Collected data >>
*****

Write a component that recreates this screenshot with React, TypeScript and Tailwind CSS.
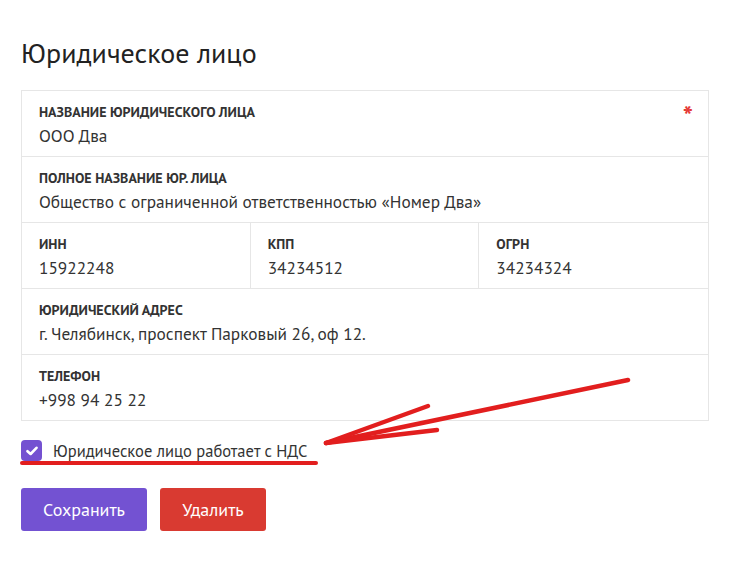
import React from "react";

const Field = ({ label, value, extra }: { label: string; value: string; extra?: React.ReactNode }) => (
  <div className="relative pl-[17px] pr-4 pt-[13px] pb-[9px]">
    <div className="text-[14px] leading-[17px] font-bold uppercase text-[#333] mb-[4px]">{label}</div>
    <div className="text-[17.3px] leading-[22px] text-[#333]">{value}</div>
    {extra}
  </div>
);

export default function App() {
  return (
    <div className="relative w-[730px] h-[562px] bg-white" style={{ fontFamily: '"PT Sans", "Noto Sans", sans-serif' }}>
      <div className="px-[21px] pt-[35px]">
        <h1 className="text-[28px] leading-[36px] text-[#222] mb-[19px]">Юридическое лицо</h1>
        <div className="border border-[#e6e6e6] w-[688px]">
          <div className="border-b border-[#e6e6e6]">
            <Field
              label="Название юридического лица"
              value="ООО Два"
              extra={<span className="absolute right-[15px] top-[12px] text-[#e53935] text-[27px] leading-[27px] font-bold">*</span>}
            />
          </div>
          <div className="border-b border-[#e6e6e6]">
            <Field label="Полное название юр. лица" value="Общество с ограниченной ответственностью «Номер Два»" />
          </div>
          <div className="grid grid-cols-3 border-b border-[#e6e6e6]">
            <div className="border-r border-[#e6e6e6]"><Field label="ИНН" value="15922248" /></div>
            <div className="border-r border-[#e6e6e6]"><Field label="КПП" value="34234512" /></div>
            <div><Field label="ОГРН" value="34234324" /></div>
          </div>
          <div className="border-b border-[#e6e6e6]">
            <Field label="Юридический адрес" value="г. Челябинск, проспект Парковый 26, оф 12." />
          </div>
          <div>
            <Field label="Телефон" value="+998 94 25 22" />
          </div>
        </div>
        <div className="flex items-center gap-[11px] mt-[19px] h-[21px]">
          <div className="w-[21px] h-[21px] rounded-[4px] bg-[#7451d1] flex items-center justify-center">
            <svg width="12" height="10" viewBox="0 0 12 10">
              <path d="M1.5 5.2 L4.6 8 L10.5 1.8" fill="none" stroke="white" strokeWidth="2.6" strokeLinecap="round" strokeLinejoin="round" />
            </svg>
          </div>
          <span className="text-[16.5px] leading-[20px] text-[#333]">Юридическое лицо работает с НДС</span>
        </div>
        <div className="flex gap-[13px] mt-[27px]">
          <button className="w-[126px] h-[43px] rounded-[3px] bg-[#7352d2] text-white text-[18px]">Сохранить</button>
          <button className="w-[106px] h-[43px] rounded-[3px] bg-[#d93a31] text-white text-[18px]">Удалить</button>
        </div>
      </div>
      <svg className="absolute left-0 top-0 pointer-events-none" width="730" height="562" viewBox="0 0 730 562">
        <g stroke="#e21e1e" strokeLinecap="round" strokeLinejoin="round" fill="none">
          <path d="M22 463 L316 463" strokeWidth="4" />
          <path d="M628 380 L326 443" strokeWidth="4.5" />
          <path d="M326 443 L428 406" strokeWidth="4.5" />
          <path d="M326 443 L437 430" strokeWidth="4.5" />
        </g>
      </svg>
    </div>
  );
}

*****

What the task asks >> Only the lines from the top of the data through the line with "import React from" should be quoted, exactly and with both ends kept; skip the pictures.

Output for this exercise >>
Write a component that recreates this screenshot with React, TypeScript and Tailwind CSS.
import React from "react";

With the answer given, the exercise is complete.